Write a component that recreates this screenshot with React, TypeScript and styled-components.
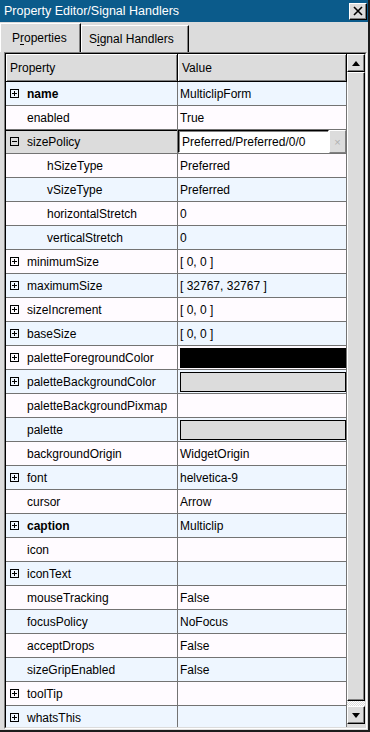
⁂
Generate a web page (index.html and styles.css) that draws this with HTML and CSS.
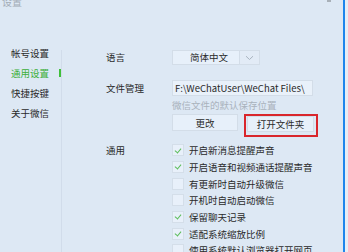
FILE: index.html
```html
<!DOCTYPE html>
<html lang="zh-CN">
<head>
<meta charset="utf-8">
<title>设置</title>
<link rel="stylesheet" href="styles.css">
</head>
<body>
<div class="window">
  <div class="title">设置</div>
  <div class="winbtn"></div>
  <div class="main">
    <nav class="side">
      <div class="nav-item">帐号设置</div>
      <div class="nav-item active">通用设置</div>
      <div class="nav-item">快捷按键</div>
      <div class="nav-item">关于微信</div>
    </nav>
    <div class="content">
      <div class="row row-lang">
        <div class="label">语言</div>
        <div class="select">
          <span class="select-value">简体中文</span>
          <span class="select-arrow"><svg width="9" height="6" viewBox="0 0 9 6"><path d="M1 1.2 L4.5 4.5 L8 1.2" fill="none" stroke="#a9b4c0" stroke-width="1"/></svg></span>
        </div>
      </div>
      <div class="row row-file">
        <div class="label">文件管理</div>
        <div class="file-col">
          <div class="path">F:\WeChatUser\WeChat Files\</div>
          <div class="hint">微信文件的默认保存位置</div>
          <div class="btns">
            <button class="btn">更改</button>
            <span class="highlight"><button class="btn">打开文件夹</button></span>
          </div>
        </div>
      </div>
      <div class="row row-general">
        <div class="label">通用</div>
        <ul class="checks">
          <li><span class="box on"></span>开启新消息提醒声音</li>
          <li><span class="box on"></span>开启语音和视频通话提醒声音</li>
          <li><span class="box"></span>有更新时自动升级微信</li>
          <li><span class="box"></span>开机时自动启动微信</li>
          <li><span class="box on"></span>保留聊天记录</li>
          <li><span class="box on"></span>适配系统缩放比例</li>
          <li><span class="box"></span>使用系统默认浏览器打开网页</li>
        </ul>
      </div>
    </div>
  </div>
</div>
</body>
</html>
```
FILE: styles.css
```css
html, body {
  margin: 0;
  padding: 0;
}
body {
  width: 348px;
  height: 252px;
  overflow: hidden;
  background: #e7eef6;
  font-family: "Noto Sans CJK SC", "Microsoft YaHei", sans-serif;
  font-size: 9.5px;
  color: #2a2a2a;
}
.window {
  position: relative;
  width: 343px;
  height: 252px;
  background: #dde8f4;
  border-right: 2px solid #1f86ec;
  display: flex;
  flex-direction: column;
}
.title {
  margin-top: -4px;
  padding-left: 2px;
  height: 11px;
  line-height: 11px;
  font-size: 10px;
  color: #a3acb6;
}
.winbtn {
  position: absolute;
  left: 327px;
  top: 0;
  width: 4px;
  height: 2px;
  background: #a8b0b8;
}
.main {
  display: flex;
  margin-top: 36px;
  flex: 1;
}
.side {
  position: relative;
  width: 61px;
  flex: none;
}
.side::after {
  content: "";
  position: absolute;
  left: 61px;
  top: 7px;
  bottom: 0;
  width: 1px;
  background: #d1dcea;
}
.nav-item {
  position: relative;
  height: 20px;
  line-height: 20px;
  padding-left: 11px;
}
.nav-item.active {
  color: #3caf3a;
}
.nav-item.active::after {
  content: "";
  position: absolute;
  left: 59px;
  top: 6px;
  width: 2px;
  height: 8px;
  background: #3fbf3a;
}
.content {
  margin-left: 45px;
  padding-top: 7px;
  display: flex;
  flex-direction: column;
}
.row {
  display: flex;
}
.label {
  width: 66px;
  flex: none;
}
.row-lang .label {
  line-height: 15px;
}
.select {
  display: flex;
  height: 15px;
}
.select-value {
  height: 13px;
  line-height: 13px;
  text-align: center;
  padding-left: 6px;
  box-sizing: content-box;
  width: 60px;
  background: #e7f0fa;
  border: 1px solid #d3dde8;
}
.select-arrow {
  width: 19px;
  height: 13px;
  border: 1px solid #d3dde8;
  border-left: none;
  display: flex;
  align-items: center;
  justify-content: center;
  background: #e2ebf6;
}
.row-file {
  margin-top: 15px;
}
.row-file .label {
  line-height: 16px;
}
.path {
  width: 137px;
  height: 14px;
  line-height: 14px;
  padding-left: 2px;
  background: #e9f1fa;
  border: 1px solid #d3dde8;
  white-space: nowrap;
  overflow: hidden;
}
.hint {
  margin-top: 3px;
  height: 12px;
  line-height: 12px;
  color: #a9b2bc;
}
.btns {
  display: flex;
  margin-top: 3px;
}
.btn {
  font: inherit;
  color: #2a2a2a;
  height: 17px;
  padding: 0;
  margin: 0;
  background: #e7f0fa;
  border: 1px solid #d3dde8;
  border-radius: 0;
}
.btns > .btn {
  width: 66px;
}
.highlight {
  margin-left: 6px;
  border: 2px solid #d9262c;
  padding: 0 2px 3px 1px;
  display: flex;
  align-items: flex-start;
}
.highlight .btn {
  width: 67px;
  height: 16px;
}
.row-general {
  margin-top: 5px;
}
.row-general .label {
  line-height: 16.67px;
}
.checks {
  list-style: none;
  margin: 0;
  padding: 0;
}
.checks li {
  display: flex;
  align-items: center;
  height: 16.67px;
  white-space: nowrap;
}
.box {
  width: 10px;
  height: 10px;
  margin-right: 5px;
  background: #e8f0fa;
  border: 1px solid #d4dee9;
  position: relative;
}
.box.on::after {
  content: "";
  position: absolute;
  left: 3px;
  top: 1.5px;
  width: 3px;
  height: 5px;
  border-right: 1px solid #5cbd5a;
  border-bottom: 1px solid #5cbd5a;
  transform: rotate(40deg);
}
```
⁂
Written request: Using the entries above, return each line in which the word "styles" occurs.

Response for this exercise:
Generate a web page (index.html and styles.css) that draws this with HTML and CSS.
<link rel="stylesheet" href="styles.css">
FILE: styles.css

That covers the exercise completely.